Tuesday January 24, 2017
Darkwave - Underwater languages at the brink of extinction
Is there a whale culture? A voice? A mind? We humans find this idea compelling, and we always have. Ancient myths about whales and dolphins exist in every seafaring society. They have appeared as escorts of Aphrodite, Atargatis and Eros. As the saviours of the Maori, carrying New Zealand's first inhabitants onto the island. And of course, there is Eah-toop the right whale whose back formed the base of the universe for the Nuu-Chah-Nulth First Nation on Canada's West Coast.
But today whales are threatened by us, their language eroding through noise and climate change. Carrie Haber explores how marine scientists around the world are thinking about our evolutionary courtship with these magnificent mammals in the sea. **This episode originally aired September 28, 2016.

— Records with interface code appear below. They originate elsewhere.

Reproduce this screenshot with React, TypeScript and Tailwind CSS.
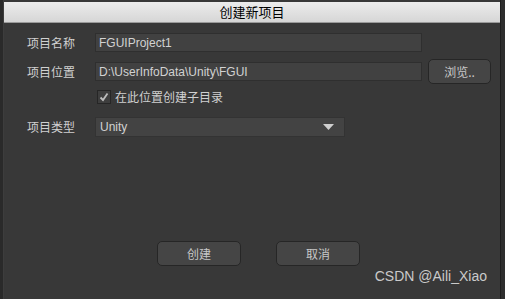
import React from "react";

const font = { fontFamily: '"Noto Sans CJK SC", "Liberation Sans", sans-serif' };

export default function App() {
  return (
    <div className="w-[505px] h-[299px] bg-[#2c2c2c] flex overflow-hidden relative" style={font}>
      <div className="w-[4px] bg-[#2a2a2a] border-r border-[#3d3d3d]" />
      <div className="flex-1 flex flex-col bg-[#383838]">
        <div className="mt-[2px] h-[21px] bg-gradient-to-b from-[#ececec] to-[#d6d6d6] border-b border-[#9a9a9a] flex items-center justify-center text-[13px] text-black">
          创建新项目
        </div>
        <div className="relative flex-1">
          {/* row 1 */}
          <div className="flex items-center mt-[10px] h-[19px]">
            <span className="w-[91px] pl-[23px] text-[12px] text-[#d0d0d0]">项目名称</span>
            <div className="w-[327px] h-[19px] bg-[#414141] border border-[#2f2f2f] text-[12px] text-[#d2d2d2] flex items-center pl-[3px]" style={{ fontFamily: '"Liberation Sans", sans-serif' }}>
              FGUIProject1
            </div>
          </div>
          {/* row 2 */}
          <div className="flex items-center mt-[7px] h-[25px]">
            <span className="w-[91px] pl-[23px] text-[12px] text-[#d0d0d0]">项目位置</span>
            <div className="w-[327px] h-[19px] bg-[#414141] border border-[#2f2f2f] text-[12px] text-[#d2d2d2] flex items-center pl-[3px]" style={{ fontFamily: '"Liberation Sans", sans-serif' }}>
              D:\UserInfoData\Unity\FGUI
            </div>
            <div className="ml-[6px] w-[63px] h-[25px] rounded-[5px] bg-[#454545] border border-[#262626] text-[12px] text-[#c8c8c8] flex items-center justify-center">
              浏览..
            </div>
          </div>
          {/* checkbox */}
          <div className="flex items-center mt-[6px] h-[14px] pl-[93px]">
            <div className="w-[14px] h-[14px] bg-[#3e3e3e] border border-[#262626] flex items-center justify-center">
              <svg width="10" height="10" viewBox="0 0 10 10">
                <path d="M1.5 5.5 L4 8 L8.5 1.5" stroke="#bdbdbd" strokeWidth="1.8" fill="none" />
              </svg>
            </div>
            <span className="ml-[4px] text-[12px] text-[#d0d0d0]">在此位置创建子目录</span>
          </div>
          {/* row 4 */}
          <div className="flex items-center mt-[13px] h-[20px]">
            <span className="w-[91px] pl-[23px] text-[12px] text-[#d0d0d0]">项目类型</span>
            <div className="w-[250px] h-[20px] bg-[#434343] border border-[#333] text-[12px] text-[#d2d2d2] flex items-center pl-[4px] justify-between pr-[10px]" style={{ fontFamily: '"Liberation Sans", sans-serif' }}>
              <span>Unity</span>
              <svg width="11" height="7" viewBox="0 0 11 7">
                <path d="M0 0 H11 L5.5 6 Z" fill="#cfcfcf" />
              </svg>
            </div>
          </div>
          {/* buttons */}
          <div className="flex mt-[104px] pl-[153px] gap-[35px]">
            <div className="w-[84px] h-[25px] rounded-[5px] bg-[#454545] border border-[#262626] text-[12px] text-[#c8c8c8] flex items-center justify-center">创建</div>
            <div className="w-[84px] h-[25px] rounded-[5px] bg-[#454545] border border-[#262626] text-[12px] text-[#c8c8c8] flex items-center justify-center">取消</div>
          </div>
          <div className="absolute right-[13px] bottom-[12px] text-[14px] text-[#cacaca]" style={{ fontFamily: '"Liberation Sans", sans-serif' }}>
            CSDN @Aili_Xiao
          </div>
        </div>
      </div>
      <div className="w-[1px] bg-[#1e1e1e]" />
      <div className="w-[4px] bg-[#2e2e2e]" />
    </div>
  );
}
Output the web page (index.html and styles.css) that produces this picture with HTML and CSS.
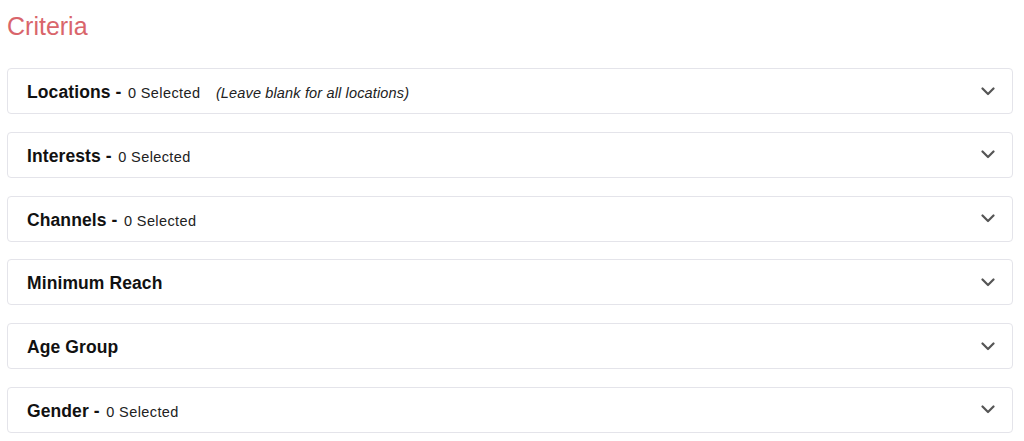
FILE: index.html
```html
<!DOCTYPE html>
<html>
<head>
  <meta charset="utf-8">
  <title>Criteria</title>
  <link rel="stylesheet" href="styles.css">
</head>
<body>
  <h1 class="page-title">Criteria</h1>

  <div class="panel">
    <div class="panel-head">
      <div class="title">
        <span class="label">Locations -</span>
        <span class="count">0 Selected</span>
        <span class="hint">(Leave blank for all locations)</span>
      </div>
      <svg class="chevron" viewBox="0 0 14 9"><path d="M1.5 1.5 L7 7 L12.5 1.5"/></svg>
    </div>
  </div>

  <div class="panel">
    <div class="panel-head">
      <div class="title">
        <span class="label">Interests -</span>
        <span class="count">0 Selected</span>
      </div>
      <svg class="chevron" viewBox="0 0 14 9"><path d="M1.5 1.5 L7 7 L12.5 1.5"/></svg>
    </div>
  </div>

  <div class="panel">
    <div class="panel-head">
      <div class="title">
        <span class="label">Channels -</span>
        <span class="count">0 Selected</span>
      </div>
      <svg class="chevron" viewBox="0 0 14 9"><path d="M1.5 1.5 L7 7 L12.5 1.5"/></svg>
    </div>
  </div>

  <div class="panel">
    <div class="panel-head">
      <div class="title">
        <span class="label">Minimum Reach</span>
      </div>
      <svg class="chevron" viewBox="0 0 14 9"><path d="M1.5 1.5 L7 7 L12.5 1.5"/></svg>
    </div>
  </div>

  <div class="panel">
    <div class="panel-head">
      <div class="title">
        <span class="label">Age Group</span>
      </div>
      <svg class="chevron" viewBox="0 0 14 9"><path d="M1.5 1.5 L7 7 L12.5 1.5"/></svg>
    </div>
  </div>

  <div class="panel">
    <div class="panel-head">
      <div class="title">
        <span class="label">Gender -</span>
        <span class="count">0 Selected</span>
      </div>
      <svg class="chevron" viewBox="0 0 14 9"><path d="M1.5 1.5 L7 7 L12.5 1.5"/></svg>
    </div>
  </div>
</body>
</html>
```

FILE: styles.css
```css
html { background: #fff; }

body {
  margin: 0;
  padding: 0 11px 0 7px;
  font-family: "Liberation Sans", Arial, sans-serif;
  color: #1c1c1e;
}

.page-title {
  margin: 11px 0 27px;
  font-size: 25px;
  line-height: 30px;
  font-weight: normal;
  color: #d9656b;
}

.panel {
  height: 46px;
  box-sizing: border-box;
  border: 1px solid #e4e4ea;
  border-radius: 4px;
  background: #fff;
  margin-bottom: 17.8px;
}

.panel-head {
  height: 100%;
  display: flex;
  align-items: center;
  padding: 0 17px 0 19px;
  box-sizing: border-box;
}

.title {
  padding-top: 3px;
  line-height: 22px;
  white-space: nowrap;
}

.label {
  font-size: 17.5px;
  font-weight: bold;
  letter-spacing: 0.1px;
  color: #111;
}

.count {
  font-size: 14.5px;
  letter-spacing: 0.4px;
  margin-left: 2px;
  color: #222;
}

.hint {
  font-size: 14.5px;
  font-style: italic;
  letter-spacing: 0.15px;
  margin-left: 11px;
  color: #222;
}

.chevron {
  margin-left: auto;
  width: 14px;
  height: 9px;
  fill: none;
  stroke: #555;
  stroke-width: 2.2;
  stroke-linecap: round;
  stroke-linejoin: round;
}
```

"Until about ten or fifteen years ago it was a bit dangerous to talk about animal culture in scientific meetings. There were people who were bound to jump out of their chairs and say that human cultures are so different from the kinds of social conventions that developed with animals. So it's not useful to use the same word, it's not useful to compare them. I think that's pretty much gone away, now. With the sort of large-brained social species like whales, like some of the higher primates, we really constrain ourselves in terms of how we can think about them, if we start from the premise that they're fundamentally different from us and there are no lessons to learn from humans. So some of us, myself included, threw that idea out ten years ago at least. And said ok, well there are parallels to that which we can draw between the two kinds of species."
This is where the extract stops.